COLLECTED DATA:
↓↓↓

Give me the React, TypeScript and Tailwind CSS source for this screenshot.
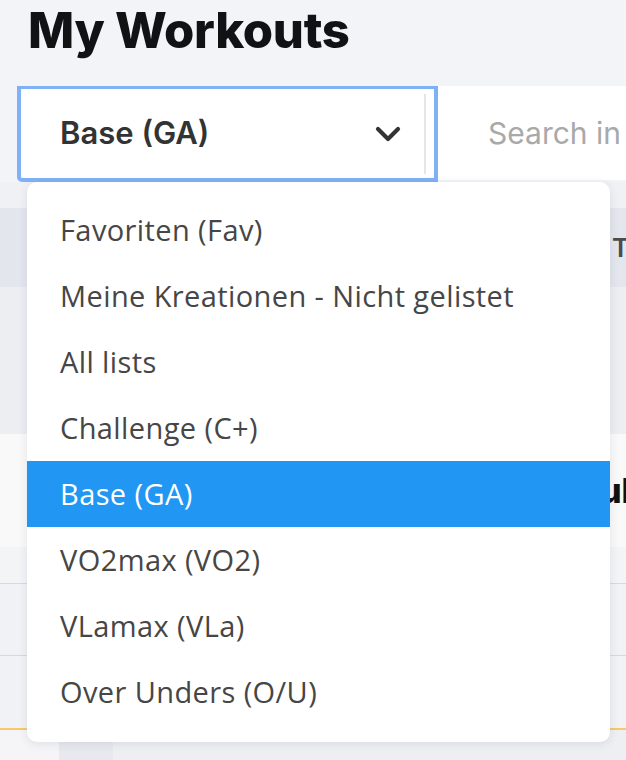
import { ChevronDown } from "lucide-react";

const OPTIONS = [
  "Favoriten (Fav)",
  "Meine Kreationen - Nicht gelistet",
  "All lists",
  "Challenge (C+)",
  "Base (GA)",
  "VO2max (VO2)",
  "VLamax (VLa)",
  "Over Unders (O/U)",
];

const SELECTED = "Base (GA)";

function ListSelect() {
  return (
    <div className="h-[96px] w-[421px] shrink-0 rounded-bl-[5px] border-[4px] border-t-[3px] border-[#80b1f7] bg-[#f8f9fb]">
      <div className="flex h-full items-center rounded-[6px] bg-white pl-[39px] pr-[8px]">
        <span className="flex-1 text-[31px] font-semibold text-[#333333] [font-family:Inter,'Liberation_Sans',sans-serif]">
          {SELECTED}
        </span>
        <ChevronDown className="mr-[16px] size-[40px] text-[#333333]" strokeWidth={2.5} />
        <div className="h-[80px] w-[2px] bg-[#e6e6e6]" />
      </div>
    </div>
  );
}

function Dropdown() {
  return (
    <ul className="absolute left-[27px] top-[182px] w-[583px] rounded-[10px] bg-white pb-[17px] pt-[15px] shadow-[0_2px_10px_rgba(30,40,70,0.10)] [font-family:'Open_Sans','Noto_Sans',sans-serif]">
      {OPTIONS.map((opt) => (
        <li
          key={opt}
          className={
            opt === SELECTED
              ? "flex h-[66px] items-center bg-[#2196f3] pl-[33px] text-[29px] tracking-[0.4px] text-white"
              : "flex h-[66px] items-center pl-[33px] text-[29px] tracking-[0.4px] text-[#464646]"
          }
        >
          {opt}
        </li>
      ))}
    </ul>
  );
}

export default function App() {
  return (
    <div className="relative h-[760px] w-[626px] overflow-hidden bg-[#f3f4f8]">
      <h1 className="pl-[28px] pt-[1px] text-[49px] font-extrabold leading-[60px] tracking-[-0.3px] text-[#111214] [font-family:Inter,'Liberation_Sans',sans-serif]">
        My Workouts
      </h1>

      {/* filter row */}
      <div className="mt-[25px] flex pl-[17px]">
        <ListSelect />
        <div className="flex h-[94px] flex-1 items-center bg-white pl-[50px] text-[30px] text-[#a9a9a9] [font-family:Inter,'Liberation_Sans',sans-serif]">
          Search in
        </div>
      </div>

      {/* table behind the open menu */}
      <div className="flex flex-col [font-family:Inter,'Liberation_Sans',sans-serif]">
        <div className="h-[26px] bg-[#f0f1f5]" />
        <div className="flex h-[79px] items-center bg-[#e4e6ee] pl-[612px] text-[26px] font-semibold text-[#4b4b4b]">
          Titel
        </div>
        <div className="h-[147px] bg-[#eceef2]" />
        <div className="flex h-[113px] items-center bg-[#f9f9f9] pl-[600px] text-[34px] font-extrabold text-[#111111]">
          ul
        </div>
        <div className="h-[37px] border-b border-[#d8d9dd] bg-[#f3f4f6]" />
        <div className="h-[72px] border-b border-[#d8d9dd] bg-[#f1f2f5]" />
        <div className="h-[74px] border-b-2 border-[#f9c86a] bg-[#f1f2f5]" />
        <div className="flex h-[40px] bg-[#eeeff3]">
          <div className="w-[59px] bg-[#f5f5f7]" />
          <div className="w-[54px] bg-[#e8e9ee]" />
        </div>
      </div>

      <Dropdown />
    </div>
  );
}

↑↑↑

Without including any pictures, print all of the material exactly as given.

WRITTEN REPLY:
Give me the React, TypeScript and Tailwind CSS source for this screenshot.
import { ChevronDown } from "lucide-react";

const OPTIONS = [
  "Favoriten (Fav)",
  "Meine Kreationen - Nicht gelistet",
  "All lists",
  "Challenge (C+)",
  "Base (GA)",
  "VO2max (VO2)",
  "VLamax (VLa)",
  "Over Unders (O/U)",
];

const SELECTED = "Base (GA)";

function ListSelect() {
  return (
    <div className="h-[96px] w-[421px] shrink-0 rounded-bl-[5px] border-[4px] border-t-[3px] border-[#80b1f7] bg-[#f8f9fb]">
      <div className="flex h-full items-center rounded-[6px] bg-white pl-[39px] pr-[8px]">
        <span className="flex-1 text-[31px] font-semibold text-[#333333] [font-family:Inter,'Liberation_Sans',sans-serif]">
          {SELECTED}
        </span>
        <ChevronDown className="mr-[16px] size-[40px] text-[#333333]" strokeWidth={2.5} />
        <div className="h-[80px] w-[2px] bg-[#e6e6e6]" />
      </div>
    </div>
  );
}

function Dropdown() {
  return (
    <ul className="absolute left-[27px] top-[182px] w-[583px] rounded-[10px] bg-white pb-[17px] pt-[15px] shadow-[0_2px_10px_rgba(30,40,70,0.10)] [font-family:'Open_Sans','Noto_Sans',sans-serif]">
      {OPTIONS.map((opt) => (
        <li
          key={opt}
          className={
            opt === SELECTED
              ? "flex h-[66px] items-center bg-[#2196f3] pl-[33px] text-[29px] tracking-[0.4px] text-white"
              : "flex h-[66px] items-center pl-[33px] text-[29px] tracking-[0.4px] text-[#464646]"
          }
        >
          {opt}
        </li>
      ))}
    </ul>
  );
}

export default function App() {
  return (
    <div className="relative h-[760px] w-[626px] overflow-hidden bg-[#f3f4f8]">
      <h1 className="pl-[28px] pt-[1px] text-[49px] font-extrabold leading-[60px] tracking-[-0.3px] text-[#111214] [font-family:Inter,'Liberation_Sans',sans-serif]">
        My Workouts
      </h1>

      {/* filter row */}
      <div className="mt-[25px] flex pl-[17px]">
        <ListSelect />
        <div className="flex h-[94px] flex-1 items-center bg-white pl-[50px] text-[30px] text-[#a9a9a9] [font-family:Inter,'Liberation_Sans',sans-serif]">
          Search in
        </div>
      </div>

      {/* table behind the open menu */}
      <div className="flex flex-col [font-family:Inter,'Liberation_Sans',sans-serif]">
        <div className="h-[26px] bg-[#f0f1f5]" />
        <div className="flex h-[79px] items-center bg-[#e4e6ee] pl-[612px] text-[26px] font-semibold text-[#4b4b4b]">
          Titel
        </div>
        <div className="h-[147px] bg-[#eceef2]" />
        <div className="flex h-[113px] items-center bg-[#f9f9f9] pl-[600px] text-[34px] font-extrabold text-[#111111]">
          ul
        </div>
        <div className="h-[37px] border-b border-[#d8d9dd] bg-[#f3f4f6]" />
        <div className="h-[72px] border-b border-[#d8d9dd] bg-[#f1f2f5]" />
        <div className="h-[74px] border-b-2 border-[#f9c86a] bg-[#f1f2f5]" />
        <div className="flex h-[40px] bg-[#eeeff3]">
          <div className="w-[59px] bg-[#f5f5f7]" />
          <div className="w-[54px] bg-[#e8e9ee]" />
        </div>
      </div>

      <Dropdown />
    </div>
  );
}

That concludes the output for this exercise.